[Pages as source code]
** BEGIN **

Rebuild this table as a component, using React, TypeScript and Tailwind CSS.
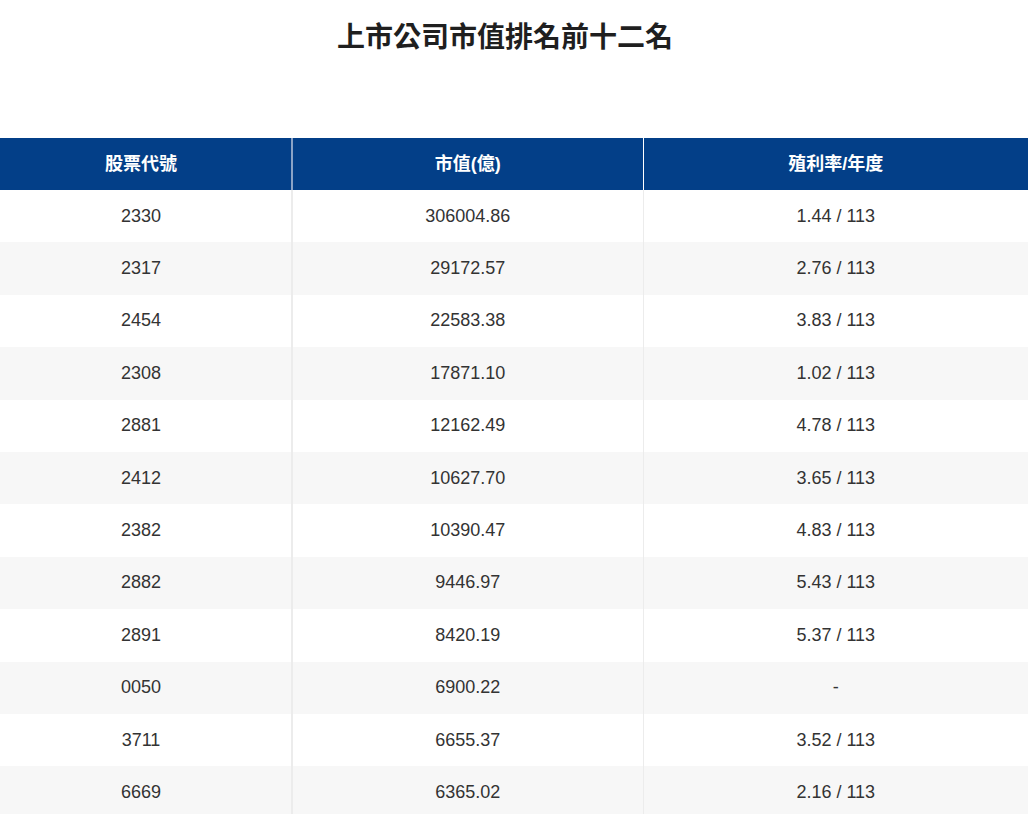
const rows = [
  { code: '2330', cap: '306004.86', yieldYear: '1.44 / 113' },
  { code: '2317', cap: '29172.57', yieldYear: '2.76 / 113' },
  { code: '2454', cap: '22583.38', yieldYear: '3.83 / 113' },
  { code: '2308', cap: '17871.10', yieldYear: '1.02 / 113' },
  { code: '2881', cap: '12162.49', yieldYear: '4.78 / 113' },
  { code: '2412', cap: '10627.70', yieldYear: '3.65 / 113' },
  { code: '2382', cap: '10390.47', yieldYear: '4.83 / 113' },
  { code: '2882', cap: '9446.97', yieldYear: '5.43 / 113' },
  { code: '2891', cap: '8420.19', yieldYear: '5.37 / 113' },
  { code: '0050', cap: '6900.22', yieldYear: '-' },
  { code: '3711', cap: '6655.37', yieldYear: '3.52 / 113' },
  { code: '6669', cap: '6365.02', yieldYear: '2.16 / 113' },
]

const font = "font-['Liberation_Sans','Noto_Sans_CJK_TC',sans-serif]"

export default function App() {
  return (
    <div className={`${font} w-[1028px] min-h-[814px] bg-white text-[#333]`}>
      <div className="h-[138px] pt-[18px] pr-[18px] text-center">
        <h1 className="text-[28px] font-bold leading-[40px] text-[#1f1f1f]">
          上市公司市值排名前十二名
        </h1>
      </div>

      <table className="w-full table-fixed border-collapse">
        <colgroup>
          <col className="w-[292px]" />
          <col className="w-[351px]" />
          <col />
        </colgroup>
        <thead>
          <tr className="h-[52px] bg-[#033f88] text-[18px] font-bold text-white">
            <th className="border-r-2 border-[#8ba3c6] pr-[9px] font-bold">股票代號</th>
            <th className="border-r border-white font-bold">市值(億)</th>
            <th className="font-bold">殖利率/年度</th>
          </tr>
        </thead>
        <tbody>
          {rows.map((row, i) => (
            <tr
              key={row.code}
              className={`h-[52.4px] text-[18px] ${i % 2 === 1 ? 'bg-[#f7f7f7]' : 'bg-white'}`}
            >
              <td className="border-r-2 border-[#ececec] pr-[9px] text-center">{row.code}</td>
              <td className="border-r border-[#ececec] text-center">{row.cap}</td>
              <td className="text-center">{row.yieldYear}</td>
            </tr>
          ))}
        </tbody>
      </table>
    </div>
  )
}
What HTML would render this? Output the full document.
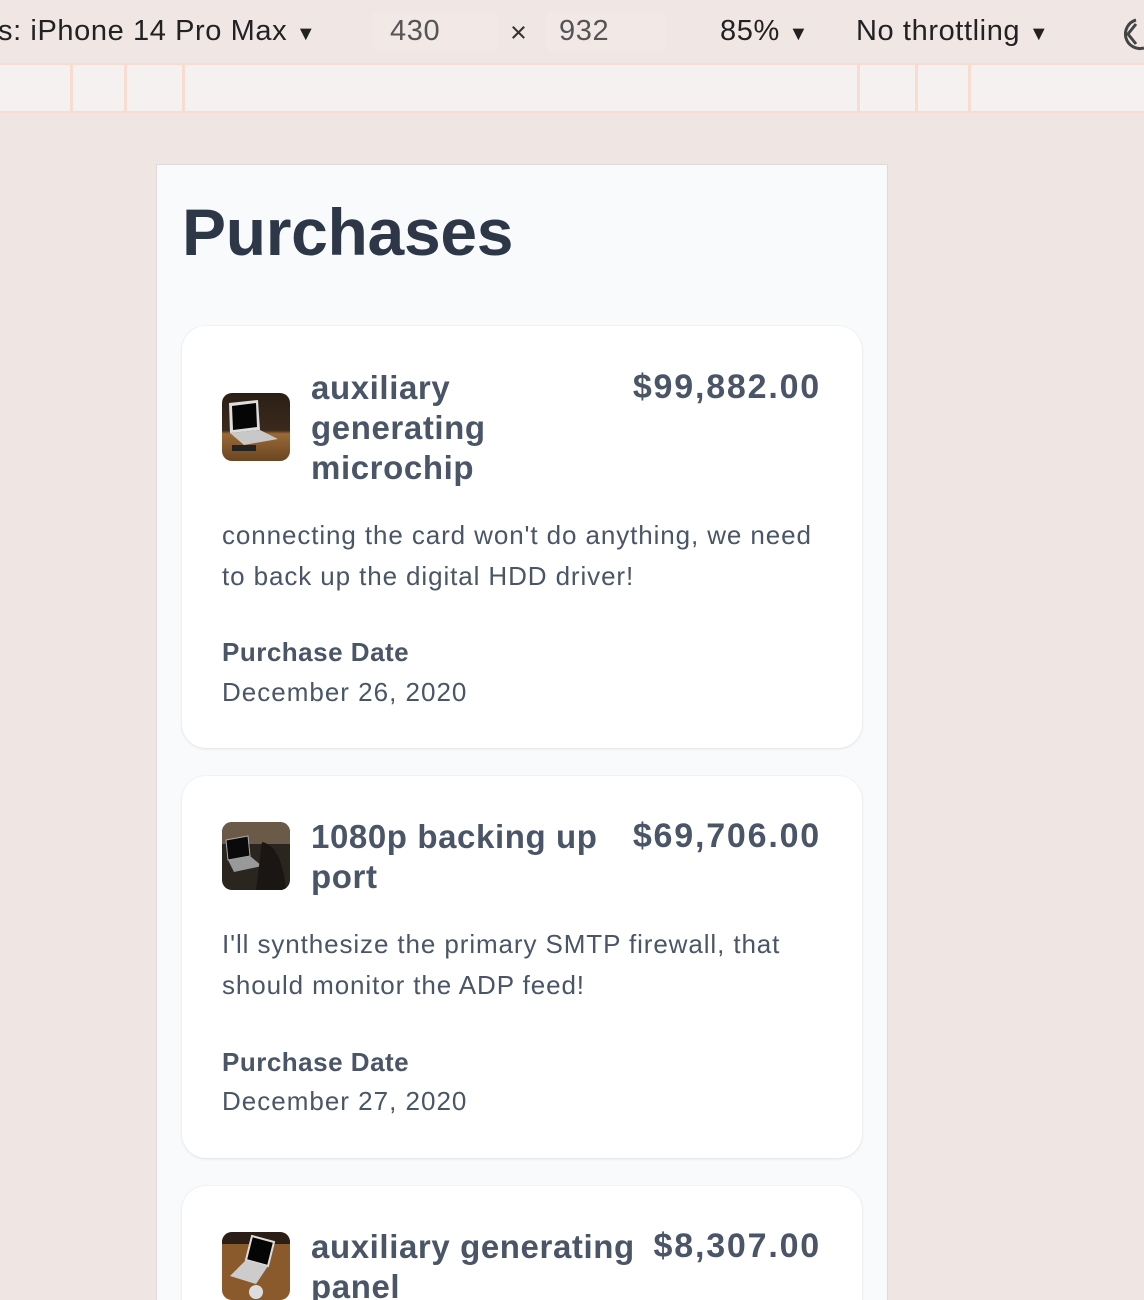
<!DOCTYPE html>
<html><head><meta charset="utf-8"><style>
*{margin:0;padding:0;box-sizing:border-box}
html{width:1144px;height:1300px;overflow:hidden}
body{width:1144px;height:1300px;overflow:hidden;background:#efe5e3;font-family:"Liberation Sans",Arial,sans-serif;position:relative}
.a{position:absolute;white-space:nowrap}
.top{position:absolute;left:0;top:0;width:1144px;height:63px;background:#f0e6e4;font-size:29px;color:#222;letter-spacing:0.6px}
.ruler{position:absolute;left:0;top:63px;width:1144px;height:50px;background:#f6f1f1;border-top:2px solid #f7dccf;border-bottom:2px solid #f7dccf}
.tick{position:absolute;top:0;width:3px;height:46px;background:#f7dccf}
.box{position:absolute;border-radius:6px;background:#f2e9e7;color:#555}
.panel{position:absolute;left:156px;top:164px;width:732px;height:1140px;background:#f8fafc;border:1px solid #dcdadc}
.card{position:absolute;left:182px;width:680px;background:#fff;border-radius:24px;box-shadow:0 1px 3px rgba(0,0,0,.08),0 0 0 1px rgba(0,0,0,.02);overflow:hidden}
.img{position:absolute;left:40px;width:68px;height:68px;border-radius:10px;overflow:hidden}
.t{position:absolute;left:129px;font-size:33px;font-weight:bold;line-height:40px;color:#4a5568;white-space:nowrap;letter-spacing:0.6px}
.p{position:absolute;right:41px;font-size:34px;font-weight:bold;color:#4a5568;white-space:nowrap;letter-spacing:1.8px}
.d{position:absolute;left:40px;font-size:26px;line-height:41px;color:#4a5568;white-space:nowrap;letter-spacing:0.9px}
.l{position:absolute;left:40px;font-size:26px;font-weight:bold;color:#4a5568;letter-spacing:0.5px}
.dt{position:absolute;left:40px;font-size:26px;color:#4a5568;letter-spacing:1px}
</style></head><body>
<div class="top">
<div class="a" style="left:-2px;top:15px">s: iPhone 14 Pro Max <span style="font-size:20px">▼</span></div>
<div class="box" style="left:372px;top:11px;width:126px;height:40px"></div>
<div class="a" style="left:390px;top:15px;color:#555">430</div>
<div class="a" style="left:510px;top:17px;color:#333">×</div>
<div class="box" style="left:546px;top:11px;width:120px;height:40px"></div>
<div class="a" style="left:559px;top:15px;color:#555">932</div>
<div class="a" style="left:720px;top:15px">85% <span style="font-size:20px">▼</span></div>
<div class="a" style="left:856px;top:15px">No throttling <span style="font-size:20px">▼</span></div>
<svg class="a" style="left:1124px;top:14px" width="24" height="38" viewBox="0 0 24 38"><path d="M12 6 A12 12 0 1 0 20 34" fill="none" stroke="#444" stroke-width="3"/><path d="M12 10 L4 20 L12 30" fill="none" stroke="#444" stroke-width="3"/></svg>
</div>
<div class="ruler">
<div class="tick" style="left:70px"></div><div class="tick" style="left:124px"></div><div class="tick" style="left:182px"></div>
<div class="tick" style="left:857px"></div><div class="tick" style="left:915px"></div><div class="tick" style="left:968px"></div>
</div>
<div class="panel"></div>
<div class="a" style="left:182px;top:194px;font-size:66px;font-weight:bold;color:#2d3748;letter-spacing:-0.3px">Purchases</div>

<svg width="0" height="0" style="position:absolute"><defs>
<linearGradient id="g1" x1="0" y1="0" x2="0" y2="1"><stop offset="0" stop-color="#2a1e16"/><stop offset=".55" stop-color="#3b2a1c"/><stop offset=".6" stop-color="#9a6a36"/><stop offset="1" stop-color="#6b4522"/></linearGradient>
</defs></svg>

<div class="card" style="top:326px;height:422px">
<div class="img" style="top:67px"><svg width="68" height="68"><rect width="68" height="68" fill="url(#g1)"/><path d="M7 10 L36 7 L38 37 L8 40Z" fill="#ddd"/><path d="M10 13 L34 10 L35 34 L11 37Z" fill="#050505"/><path d="M8 40 L38 37 L56 46 L22 52Z" fill="#c8c8c8"/><rect x="10" y="52" width="24" height="6" fill="#222"/></svg></div>
<div class="t" style="top:42px">auxiliary<br>generating<br>microchip</div>
<div class="p" style="top:42px">$99,882.00</div>
<div class="d" style="top:189px">connecting the card won't do anything, we need<br>to back up the digital HDD driver!</div>
<div class="l" style="top:311px">Purchase Date</div>
<div class="dt" style="top:351px">December 26, 2020</div>
</div>

<div class="card" style="top:776px;height:382px">
<div class="img" style="top:46px"><svg width="68" height="68"><rect width="68" height="68" fill="#2b2520"/><rect x="0" y="0" width="68" height="22" fill="#6b5a48"/><path d="M4 18 L26 14 L28 34 L6 38Z" fill="#0a0a0a" stroke="#aaa"/><path d="M6 38 L28 34 L40 44 L12 50Z" fill="#999"/><path d="M40 20 Q60 24 64 68 L34 68Z" fill="#1a1614"/></svg></div>
<div class="t" style="top:41px">1080p backing up<br>port</div>
<div class="p" style="top:41px">$69,706.00</div>
<div class="d" style="top:148px">I'll synthesize the primary SMTP firewall, that<br>should monitor the ADP feed!</div>
<div class="l" style="top:271px">Purchase Date</div>
<div class="dt" style="top:310px">December 27, 2020</div>
</div>

<div class="card" style="top:1186px;height:114px;border-radius:24px 24px 0 0">
<div class="img" style="top:46px"><svg width="68" height="68"><rect width="68" height="68" fill="#8a5a2c"/><rect width="68" height="12" fill="#2a1e16"/><path d="M30 4 L52 10 L46 34 L24 28Z" fill="#050505" stroke="#ddd" stroke-width="2"/><path d="M24 28 L46 34 L34 52 L8 44Z" fill="#ccc"/><circle cx="34" cy="60" r="7" fill="#ddd"/></svg></div>
<div class="t" style="top:41px">auxiliary generating<br>panel</div>
<div class="p" style="top:41px">$8,307.00</div>
</div>
</body></html>
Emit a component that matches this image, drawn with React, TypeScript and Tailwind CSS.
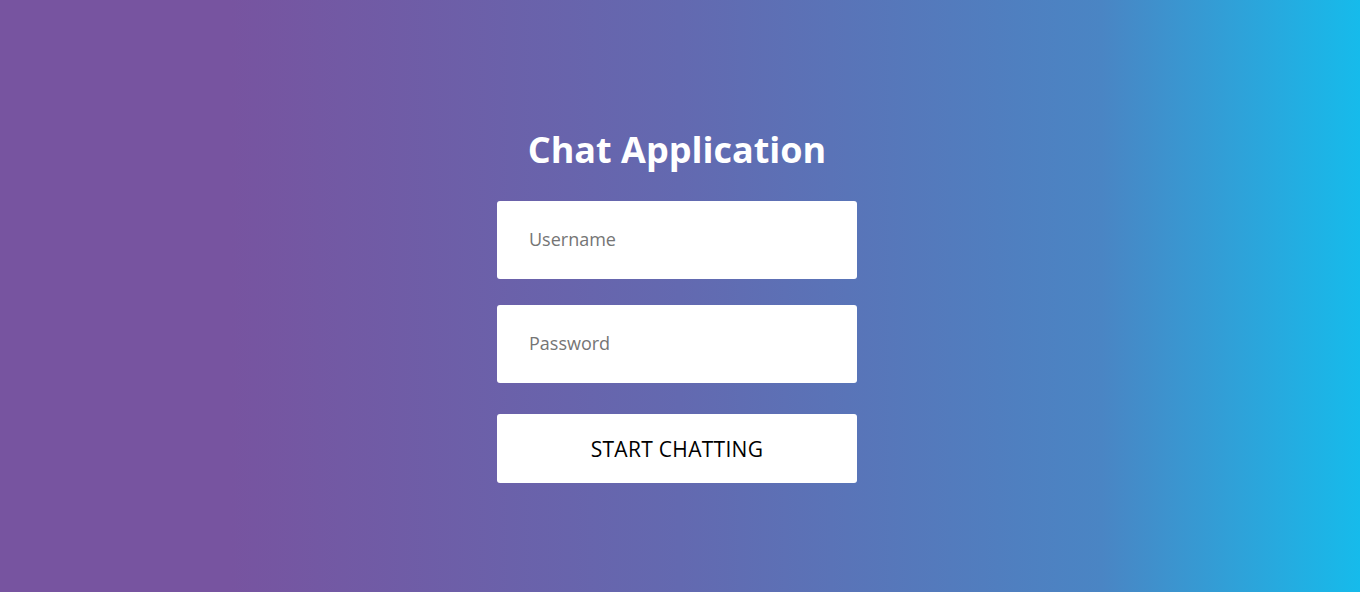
export default function App() {
  return (
    <div className="flex h-[592px] w-full flex-col items-center bg-[linear-gradient(90deg,#7754a0_17%,#6369b0_50%,#4a85c4_81%,#16bbeb_100%)] pr-[6px] pt-[125px] font-['Open_Sans',sans-serif]">
      <h1 className="text-[36px] font-bold leading-[49px] text-white">Chat Application</h1>
      <form className="mt-[27px] flex w-[360px] flex-col" onSubmit={(e) => e.preventDefault()}>
        <input
          type="text"
          placeholder="Username"
          className="h-[78px] w-full rounded-[3px] bg-white px-8 pb-[3px] text-[18px] text-gray-800 outline-none placeholder:text-[#757575]"
        />
        <input
          type="password"
          placeholder="Password"
          className="mt-[26px] h-[78px] w-full rounded-[3px] bg-white px-8 pb-[3px] text-[18px] text-gray-800 outline-none placeholder:text-[#757575]"
        />
        <button
          type="submit"
          className="mt-[31px] h-[69px] w-full rounded-[3px] bg-white pt-[2px] text-[21px] tracking-[0.3px] text-black"
        >
          START CHATTING
        </button>
      </form>
    </div>
  );
}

** END **

Write out exactly the lines from the line containing "Emit a component" through the last line of the listing above, please, and leave out any pictures.

Emit a component that matches this image, drawn with React, TypeScript and Tailwind CSS.
export default function App() {
  return (
    <div className="flex h-[592px] w-full flex-col items-center bg-[linear-gradient(90deg,#7754a0_17%,#6369b0_50%,#4a85c4_81%,#16bbeb_100%)] pr-[6px] pt-[125px] font-['Open_Sans',sans-serif]">
      <h1 className="text-[36px] font-bold leading-[49px] text-white">Chat Application</h1>
      <form className="mt-[27px] flex w-[360px] flex-col" onSubmit={(e) => e.preventDefault()}>
        <input
          type="text"
          placeholder="Username"
          className="h-[78px] w-full rounded-[3px] bg-white px-8 pb-[3px] text-[18px] text-gray-800 outline-none placeholder:text-[#757575]"
        />
        <input
          type="password"
          placeholder="Password"
          className="mt-[26px] h-[78px] w-full rounded-[3px] bg-white px-8 pb-[3px] text-[18px] text-gray-800 outline-none placeholder:text-[#757575]"
        />
        <button
          type="submit"
          className="mt-[31px] h-[69px] w-full rounded-[3px] bg-white pt-[2px] text-[21px] tracking-[0.3px] text-black"
        >
          START CHATTING
        </button>
      </form>
    </div>
  );
}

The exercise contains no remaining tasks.